--- START OF Data for the task ---
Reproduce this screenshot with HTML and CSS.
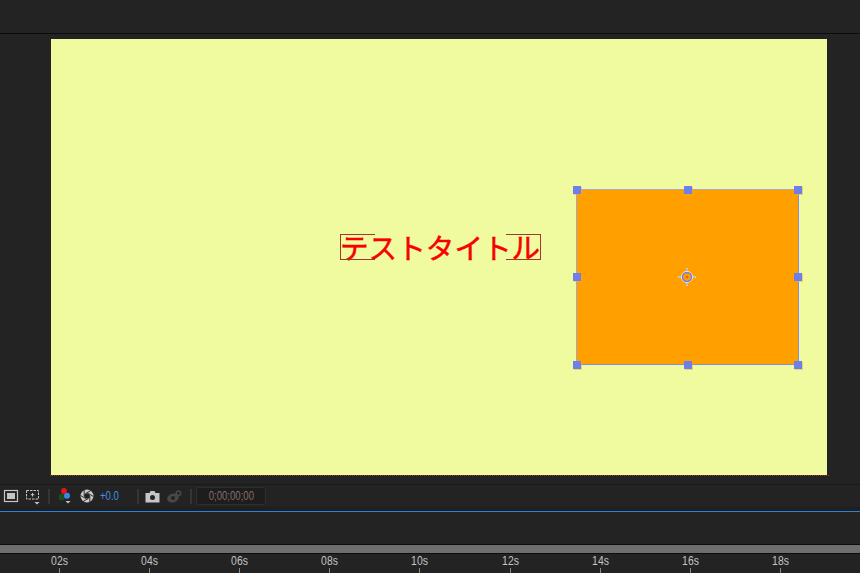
--- END OF Data for the task ---
--- START OF Data for the task ---
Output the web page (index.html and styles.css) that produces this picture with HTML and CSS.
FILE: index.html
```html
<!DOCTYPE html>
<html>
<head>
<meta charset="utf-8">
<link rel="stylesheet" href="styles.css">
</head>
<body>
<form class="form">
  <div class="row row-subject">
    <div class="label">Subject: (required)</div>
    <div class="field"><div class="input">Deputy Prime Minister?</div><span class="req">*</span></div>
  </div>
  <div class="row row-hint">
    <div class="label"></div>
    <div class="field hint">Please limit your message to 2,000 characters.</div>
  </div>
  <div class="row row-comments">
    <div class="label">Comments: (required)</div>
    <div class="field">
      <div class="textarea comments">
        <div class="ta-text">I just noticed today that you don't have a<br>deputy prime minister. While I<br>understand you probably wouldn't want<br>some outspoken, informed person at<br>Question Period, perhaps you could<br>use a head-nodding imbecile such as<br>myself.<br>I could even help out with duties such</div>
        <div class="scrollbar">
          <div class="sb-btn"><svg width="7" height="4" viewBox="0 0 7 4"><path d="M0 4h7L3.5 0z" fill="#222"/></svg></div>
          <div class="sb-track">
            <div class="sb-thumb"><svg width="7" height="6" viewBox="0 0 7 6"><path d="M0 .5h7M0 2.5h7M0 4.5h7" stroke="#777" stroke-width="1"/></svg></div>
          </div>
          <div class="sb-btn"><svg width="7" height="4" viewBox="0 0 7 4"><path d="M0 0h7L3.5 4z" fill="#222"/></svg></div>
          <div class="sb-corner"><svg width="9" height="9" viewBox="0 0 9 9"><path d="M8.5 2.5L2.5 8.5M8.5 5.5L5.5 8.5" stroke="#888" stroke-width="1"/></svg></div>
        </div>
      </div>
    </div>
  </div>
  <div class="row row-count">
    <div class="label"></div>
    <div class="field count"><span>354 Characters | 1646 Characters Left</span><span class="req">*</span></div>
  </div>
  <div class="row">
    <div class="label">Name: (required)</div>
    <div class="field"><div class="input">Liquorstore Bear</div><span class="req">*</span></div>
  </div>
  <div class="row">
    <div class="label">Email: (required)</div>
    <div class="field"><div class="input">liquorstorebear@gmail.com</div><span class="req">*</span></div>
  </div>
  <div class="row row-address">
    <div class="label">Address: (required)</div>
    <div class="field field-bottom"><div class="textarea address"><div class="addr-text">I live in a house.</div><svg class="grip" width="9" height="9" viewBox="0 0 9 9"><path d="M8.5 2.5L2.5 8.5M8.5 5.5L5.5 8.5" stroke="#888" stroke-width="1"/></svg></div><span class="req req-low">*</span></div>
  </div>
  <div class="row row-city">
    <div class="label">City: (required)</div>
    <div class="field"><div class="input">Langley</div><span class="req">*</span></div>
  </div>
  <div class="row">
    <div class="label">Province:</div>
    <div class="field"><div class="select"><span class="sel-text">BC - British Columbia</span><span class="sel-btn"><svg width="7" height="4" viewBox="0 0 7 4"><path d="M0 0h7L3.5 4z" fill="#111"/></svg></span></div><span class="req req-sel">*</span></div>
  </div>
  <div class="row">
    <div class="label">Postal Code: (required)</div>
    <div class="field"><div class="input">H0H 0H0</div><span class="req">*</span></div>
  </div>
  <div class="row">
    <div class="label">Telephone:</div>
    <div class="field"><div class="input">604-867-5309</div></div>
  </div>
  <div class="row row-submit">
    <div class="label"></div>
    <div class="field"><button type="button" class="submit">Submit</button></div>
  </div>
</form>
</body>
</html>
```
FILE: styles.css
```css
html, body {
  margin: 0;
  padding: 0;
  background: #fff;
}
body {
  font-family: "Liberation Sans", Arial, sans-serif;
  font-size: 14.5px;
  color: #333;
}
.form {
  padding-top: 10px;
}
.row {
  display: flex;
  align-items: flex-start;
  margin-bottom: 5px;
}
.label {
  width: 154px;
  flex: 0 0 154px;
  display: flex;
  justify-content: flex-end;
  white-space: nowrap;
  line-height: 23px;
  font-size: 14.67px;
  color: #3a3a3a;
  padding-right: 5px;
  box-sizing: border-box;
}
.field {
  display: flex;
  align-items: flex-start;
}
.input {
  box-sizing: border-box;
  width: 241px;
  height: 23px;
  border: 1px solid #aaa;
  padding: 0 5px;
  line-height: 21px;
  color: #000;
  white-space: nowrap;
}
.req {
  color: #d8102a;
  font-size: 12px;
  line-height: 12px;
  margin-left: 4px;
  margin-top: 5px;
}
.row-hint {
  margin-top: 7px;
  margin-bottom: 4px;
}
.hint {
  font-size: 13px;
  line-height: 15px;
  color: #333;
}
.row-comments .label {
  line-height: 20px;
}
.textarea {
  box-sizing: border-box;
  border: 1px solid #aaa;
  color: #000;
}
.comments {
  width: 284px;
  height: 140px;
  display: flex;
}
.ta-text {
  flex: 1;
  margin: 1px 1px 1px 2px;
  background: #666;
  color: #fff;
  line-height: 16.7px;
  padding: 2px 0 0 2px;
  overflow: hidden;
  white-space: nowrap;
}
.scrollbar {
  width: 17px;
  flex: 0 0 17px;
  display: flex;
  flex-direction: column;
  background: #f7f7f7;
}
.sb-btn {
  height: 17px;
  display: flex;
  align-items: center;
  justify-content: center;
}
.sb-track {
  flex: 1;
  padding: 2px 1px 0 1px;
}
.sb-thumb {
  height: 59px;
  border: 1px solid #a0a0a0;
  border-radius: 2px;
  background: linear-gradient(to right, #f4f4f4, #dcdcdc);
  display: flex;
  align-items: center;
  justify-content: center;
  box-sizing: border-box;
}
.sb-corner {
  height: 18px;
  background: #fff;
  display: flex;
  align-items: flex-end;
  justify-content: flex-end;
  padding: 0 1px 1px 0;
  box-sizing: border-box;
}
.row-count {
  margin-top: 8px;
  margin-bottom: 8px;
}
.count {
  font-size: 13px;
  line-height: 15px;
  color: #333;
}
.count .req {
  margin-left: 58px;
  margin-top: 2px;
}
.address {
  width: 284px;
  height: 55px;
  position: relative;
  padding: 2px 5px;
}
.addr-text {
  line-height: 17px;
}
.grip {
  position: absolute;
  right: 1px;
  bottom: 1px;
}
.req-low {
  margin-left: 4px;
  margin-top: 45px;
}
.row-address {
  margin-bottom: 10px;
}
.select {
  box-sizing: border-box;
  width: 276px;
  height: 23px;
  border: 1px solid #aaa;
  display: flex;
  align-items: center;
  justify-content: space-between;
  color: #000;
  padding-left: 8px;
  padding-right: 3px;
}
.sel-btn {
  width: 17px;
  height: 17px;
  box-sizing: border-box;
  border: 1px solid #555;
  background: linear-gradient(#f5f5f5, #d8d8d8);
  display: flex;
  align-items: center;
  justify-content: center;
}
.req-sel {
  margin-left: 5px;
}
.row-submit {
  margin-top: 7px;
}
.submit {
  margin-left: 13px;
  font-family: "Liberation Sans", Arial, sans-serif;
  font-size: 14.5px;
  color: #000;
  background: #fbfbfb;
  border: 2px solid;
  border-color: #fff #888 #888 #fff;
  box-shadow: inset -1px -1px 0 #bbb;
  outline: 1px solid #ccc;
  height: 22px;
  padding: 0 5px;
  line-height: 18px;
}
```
--- END OF Data for the task ---
§ **Problem requirements**:
Show all lines in the entries above where the word "with" appears.

§ **Task solution**:
Reproduce this screenshot with HTML and CSS.
Output the web page (index.html and styles.css) that produces this picture with HTML and CSS.
        <div class="ta-text">I just noticed today that you don't have a<br>deputy prime minister. While I<br>understand you probably wouldn't want<br>some outspoken, informed person at<br>Question Period, perhaps you could<br>use a head-nodding imbecile such as<br>myself.<br>I could even help out with duties such</div>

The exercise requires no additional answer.